_Data_.
··········

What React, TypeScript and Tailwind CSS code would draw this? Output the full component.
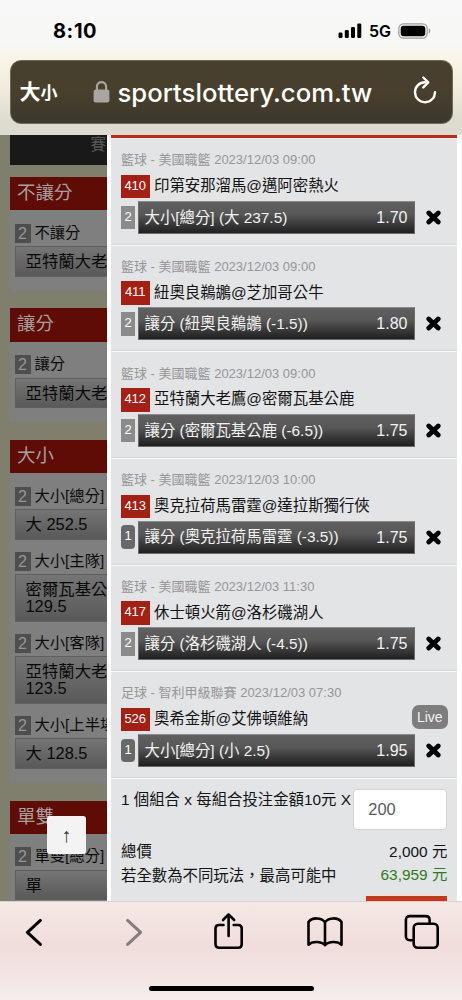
import React from 'react';

interface Bet {
  id: string;
  meta: string;
  teams: string;
  min: number;
  pick: string;
  odds: string;
  live?: boolean;
}

const bets: Bet[] = [
  { id: '410', meta: '籃球 - 美國職籃 2023/12/03 09:00', teams: '印第安那溜馬@邁阿密熱火', min: 2, pick: '大小[總分] (大 237.5)', odds: '1.70' },
  { id: '411', meta: '籃球 - 美國職籃 2023/12/03 09:00', teams: '紐奧良鵜鶘@芝加哥公牛', min: 2, pick: '讓分 (紐奧良鵜鶘 (-1.5))', odds: '1.80' },
  { id: '412', meta: '籃球 - 美國職籃 2023/12/03 09:00', teams: '亞特蘭大老鷹@密爾瓦基公鹿', min: 2, pick: '讓分 (密爾瓦基公鹿 (-6.5))', odds: '1.75' },
  { id: '413', meta: '籃球 - 美國職籃 2023/12/03 10:00', teams: '奧克拉荷馬雷霆@達拉斯獨行俠', min: 1, pick: '讓分 (奧克拉荷馬雷霆 (-3.5))', odds: '1.75' },
  { id: '417', meta: '籃球 - 美國職籃 2023/12/03 11:30', teams: '休士頓火箭@洛杉磯湖人', min: 2, pick: '讓分 (洛杉磯湖人 (-4.5))', odds: '1.75' },
  { id: '526', meta: '足球 - 智利甲級聯賽 2023/12/03 07:30', teams: '奧希金斯@艾佛頓維納', min: 1, pick: '大小[總分] (小 2.5)', odds: '1.95', live: true },
];

interface MarketItem {
  label: string;
  lines: string[];
}

const markets: { title: string; items: MarketItem[] }[] = [
  { title: '不讓分', items: [{ label: '不讓分', lines: ['亞特蘭大老'] }] },
  { title: '讓分', items: [{ label: '讓分', lines: ['亞特蘭大老'] }] },
  {
    title: '大小',
    items: [
      { label: '大小[總分]', lines: ['大 252.5'] },
      { label: '大小[主隊]', lines: ['密爾瓦基公', '129.5'] },
      { label: '大小[客隊]', lines: ['亞特蘭大老', '123.5'] },
      { label: '大小[上半場]', lines: ['大 128.5'] },
    ],
  },
  { title: '單雙', items: [{ label: '單雙[總分]', lines: ['單'] }] },
];

const StatusBar: React.FC = () => (
  <div className="flex h-[60px] items-center pl-[53px] pr-[31px] pt-[2px] text-black">
    <span className="text-[20px] font-bold leading-none tracking-[0.6px]">8:10</span>
    <svg className="ml-auto" width="24" height="16" viewBox="0 0 24 16">
      <rect x="0.5" y="9.5" width="4" height="5.5" rx="1.2" />
      <rect x="6.8" y="7" width="4" height="8" rx="1.2" />
      <rect x="13" y="4" width="4" height="11" rx="1.2" />
      <rect x="19.3" y="0.5" width="4" height="14.5" rx="1.2" />
    </svg>
    <span className="ml-[7px] text-[16px] font-semibold leading-none">5G</span>
    <svg className="ml-[7px]" width="33" height="16" viewBox="0 0 33 16">
      <rect x="0.8" y="0.8" width="28.4" height="14.4" rx="4.6" fill="none" stroke="#9b9b99" strokeWidth="1.2" />
      <rect x="2.7" y="2.7" width="24.6" height="10.6" rx="3" />
      <path d="M30.8 5.3c2 .8 2 4.6 0 5.4z" fill="#9b9b99" />
    </svg>
  </div>
);

const AddressBar: React.FC = () => (
  <div className="mx-[9.5px] flex h-[63.5px] items-center rounded-[11px] border border-[#6d6857] bg-linear-to-b from-[#47402f] via-[#483f2c] to-[#3d382d] text-white">
    <span className="-mt-[2px] ml-[9px] flex w-[42px] items-baseline font-['Noto_Sans_CJK_TC',sans-serif] font-bold leading-none">
      <span className="text-[21px]">大</span>
      <span className="text-[17px]">小</span>
    </span>
    <svg className="ml-[31px]" width="17" height="23" viewBox="0 0 17 23">
      <rect x="0.6" y="9.5" width="15.8" height="13" rx="2.2" fill="#a8a5a3" />
      <path d="M3.9 10.5V6.8c0-6.2 9.2-6.2 9.2 0v3.7" fill="none" stroke="#a8a5a3" strokeWidth="2.1" />
    </svg>
    <span className="ml-[8px] mt-[2px] whitespace-nowrap text-[25.7px] font-medium leading-none">sportslottery.com.tw</span>
    <svg className="mb-[3px] ml-auto mr-[14px]" width="26" height="28" viewBox="0 0 26 28" fill="none" stroke="#fff" strokeWidth="2.4" strokeLinecap="round" strokeLinejoin="round">
      <path d="M13 6.2A10 10 0 1 0 23 16.2" />
      <path d="M11.3 1.5 16.2 6.4 11.3 11.4" />
    </svg>
  </div>
);

const Market: React.FC<{ title: string; items: MarketItem[] }> = ({ title, items }) => (
  <section className="mb-[17.6px] w-[97.5px] shrink-0 overflow-hidden whitespace-nowrap bg-[#7f7f7f] pb-[5.9px]">
    <h2 className="h-[33.3px] bg-[#5f0b06] pl-[7.5px] text-[18.5px] leading-[32px] text-[#a5a09e]">{title}</h2>
    <div className="pt-[13.3px]">
      {items.map((item) => (
        <div key={item.label} className="mb-[8px] pb-[4.3px] pl-[5px] last:mb-[4px]">
          <div className="flex h-[19px] items-center text-[15.3px] text-[#0c0c0c]">
            <span className="mr-[4px] h-[19px] w-[16px] shrink-0 bg-[#4e4e4e] text-center text-[16px] leading-[19px] text-[#969696]">2</span>
            {item.label}
          </div>
          <div className="mt-[3.5px] border border-r-0 border-[#5f5f5f] bg-linear-to-b from-[#757575] to-[#595959] py-[6px] pl-[10px] text-[16.4px] leading-[16.6px] text-[#090909]">
            {item.lines.map((line) => (
              <div key={line}>{line}</div>
            ))}
          </div>
        </div>
      ))}
    </div>
  </section>
);

const CloseIcon: React.FC = () => (
  <svg width="15" height="15" viewBox="0 0 15 15" stroke="#000" strokeWidth="4.8" strokeLinecap="round">
    <path d="M2.8 3 12.2 12M12.2 3 2.8 12" />
  </svg>
);

const BetRow: React.FC<{ bet: Bet }> = ({ bet }) => (
  <div className="h-[106.63px] shrink-0 border-b border-[#fbfbfb] pl-[10px] pr-[9.5px] pt-[11.3px] shadow-[inset_0_-1px_0_#d4d5d7]">
    <div className="h-[20px] whitespace-nowrap text-[13px] leading-[20px] text-[#969698]">{bet.meta}</div>
    <div className="mt-[4.5px] flex h-[23.5px] items-center text-[15.4px] text-[#141414]">
      <span className="mr-[4.5px] h-[23.5px] w-[28.5px] shrink-0 bg-[#a51f14] text-center text-[13px] leading-[22px] text-white">{bet.id}</span>
      <span className="-mt-px whitespace-nowrap leading-[22px]">{bet.teams}</span>
      {bet.live && (
        <span className="-mt-[5px] ml-auto h-[24px] w-[36px] rounded-[7px] bg-[#7d7d7d] text-center text-[14px] leading-[24px] text-[#f3f3f3]">Live</span>
      )}
    </div>
    <div className="mt-[2.5px] flex h-[33px] items-center">
      <span className={`h-[23.5px] w-[14px] shrink-0 text-center text-[13px] leading-[22px] text-white ${bet.min === 1 ? 'rounded-[4px] bg-[#686868]' : 'bg-[#8b8b8b]'}`}>
        {bet.min}
      </span>
      <div className="ml-[2.5px] flex h-[33px] w-[277px] shrink-0 items-center justify-between border border-[#6a6a6a] border-t-[#8b8b8b] bg-linear-to-b from-[#606060] via-[#575757] via-40% to-[#202020] pl-[6px] pr-[6px] text-[#f2f2f2]">
        <span className="whitespace-nowrap text-[15.4px] leading-none">{bet.pick}</span>
        <span className="mt-px text-[16px] leading-none">{bet.odds}</span>
      </div>
      <div className="ml-[11.5px]">
        <CloseIcon />
      </div>
    </div>
  </div>
);

const BottomBar: React.FC = () => (
  <div className="h-[99px] border-t border-[#d8d3d2] bg-[linear-gradient(180deg,#f4e9e5_0%,#f1dddb_45%,#f2e3e1_70%,#f4eeed_100%)]">
    <div className="flex h-[60px] items-center justify-between pl-[24px] pr-[22px]">
      <svg width="20" height="30" viewBox="0 0 20 30" fill="none" stroke="#000" strokeWidth="3" strokeLinecap="round" strokeLinejoin="round">
        <path d="M16.4 3.4 3.4 15.4 16.4 27.4" />
      </svg>
      <svg className="ml-[20px]" width="20" height="30" viewBox="0 0 20 30" fill="none" stroke="#857c7c" strokeWidth="3" strokeLinecap="round" strokeLinejoin="round">
        <path d="M2.6 3.4 15.6 15.4 2.6 27.4" />
      </svg>
      <svg className="-mt-[2px] ml-[8px]" width="32" height="38" viewBox="0 0 32 38" fill="none" stroke="#000" strokeWidth="2.6" strokeLinecap="round" strokeLinejoin="round">
        <path d="M10.5 13H6.2Q2.5 13 2.5 16.2V32.3Q2.5 35.8 6.2 35.8H25.2Q28.7 35.8 28.7 32.3V16.2Q28.7 13 25.2 13H20.7" />
        <path d="M15.6 24V2.5M10 8 15.6 2.4 21.2 8" />
      </svg>
      <svg width="38" height="32" viewBox="0 0 38 32" fill="none" stroke="#000" strokeWidth="2.6" strokeLinecap="round" strokeLinejoin="round">
        <path d="M19 6.2V29.2M19 6.2C15.2 1.2 6 1.2 2.5 6V28.8C6 25 15.2 25 19 29.2C22.8 25 32 25 35.5 28.8V6C32 1.2 22.8 1.2 19 6.2Z" />
      </svg>
      <svg width="36" height="36" viewBox="0 0 36 36" fill="none" stroke="#000" strokeWidth="2.6" strokeLinejoin="round">
        <path d="M9.5 26.2H5.9Q1.9 26.2 1.9 22.2V6.1Q1.9 2.1 5.9 2.1H21.6Q25.6 2.1 25.6 6.1V9.8" />
        <rect x="9.7" y="9.8" width="24" height="24" rx="4" />
      </svg>
    </div>
    <div className="mx-auto mt-[23.5px] h-[5.5px] w-[165px] rounded-full bg-black" />
  </div>
);

const App: React.FC = () => {
  return (
    <div className="flex h-[1000px] w-[462px] flex-col overflow-hidden bg-white font-['Liberation_Sans','Noto_Sans_CJK_TC',sans-serif]">
      {/* Browser chrome */}
      <header className="h-[135px] bg-[linear-gradient(180deg,#f8f8f8_0%,#f7f7f5_33%,#f8f4e6_45%,#f1ecdd_65%,#dedbd0_88%,#dddad2_100%)] font-[Inter,sans-serif]">
        <StatusBar />
        <AddressBar />
      </header>

      <main className="relative flex h-[766px] overflow-hidden">
        {/* Dimmed odds page */}
        <div className="flex w-[107px] shrink-0 flex-col overflow-hidden bg-[#807e6c] pl-[9.5px]">
          <div className="mb-[12px] h-[30px] w-[97.5px] shrink-0 overflow-hidden bg-[#191919] pl-[81px] text-[15.4px] leading-[20px] text-[#555759]">賽</div>
          {markets.map((market) => (
            <Market key={market.title} {...market} />
          ))}
        </div>
        <button className="absolute left-[47px] top-[681px] flex h-[38px] w-[38.5px] items-center justify-center rounded-[3px] bg-[#f3f3f3] font-['Liberation_Serif',serif] text-[20px] leading-none text-[#333]">↑</button>

        {/* Bet slip */}
        <div className="ml-[4px] flex w-[346.3px] shrink-0 flex-col border-t-[3px] border-[#bd291b] bg-[#e3e4e6]">
          <div className="h-px shrink-0 bg-[#f1ecec]" />
          {bets.map((bet) => (
            <BetRow key={bet.id} bet={bet} />
          ))}
          <div className="pl-[10px] pr-[10px] pt-[10.3px] text-[15.4px] text-[#141414]">
            <div className="flex h-[41px] justify-between">
              <span className="whitespace-nowrap leading-[22px]">1 個組合 x 每組合投注金額10元 X</span>
              <div className="h-[41px] w-[94px] shrink-0 rounded-[4px] border border-[#d2d4d8] bg-white pl-[14px] text-[16.4px] leading-[39px] text-[#55585d]">200</div>
            </div>
            <div className="mt-[9.5px] flex justify-between leading-[23.7px]">
              <span>總價</span>
              <span>2,000 元</span>
            </div>
            <div className="flex justify-between leading-[23.7px]">
              <span className="font-['Noto_Sans_CJK_TC',sans-serif]">若全數為不同玩法，最高可能中</span>
              <span className="text-[#2f7a1f]">63,959 元</span>
            </div>
            <div className="ml-auto mt-[9.5px] h-[40px] w-[81px] bg-[#cb3818]" />
          </div>
        </div>
      </main>

      <BottomBar />
    </div>
  );
};

export default App;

··········

_What is asked_. Return a copy of every line that includes the word "React".

_Solution_.
What React, TypeScript and Tailwind CSS code would draw this? Output the full component.
import React from 'react';
const StatusBar: React.FC = () => (
const AddressBar: React.FC = () => (
const Market: React.FC<{ title: string; items: MarketItem[] }> = ({ title, items }) => (
const CloseIcon: React.FC = () => (
const BetRow: React.FC<{ bet: Bet }> = ({ bet }) => (
const BottomBar: React.FC = () => (
const App: React.FC = () => {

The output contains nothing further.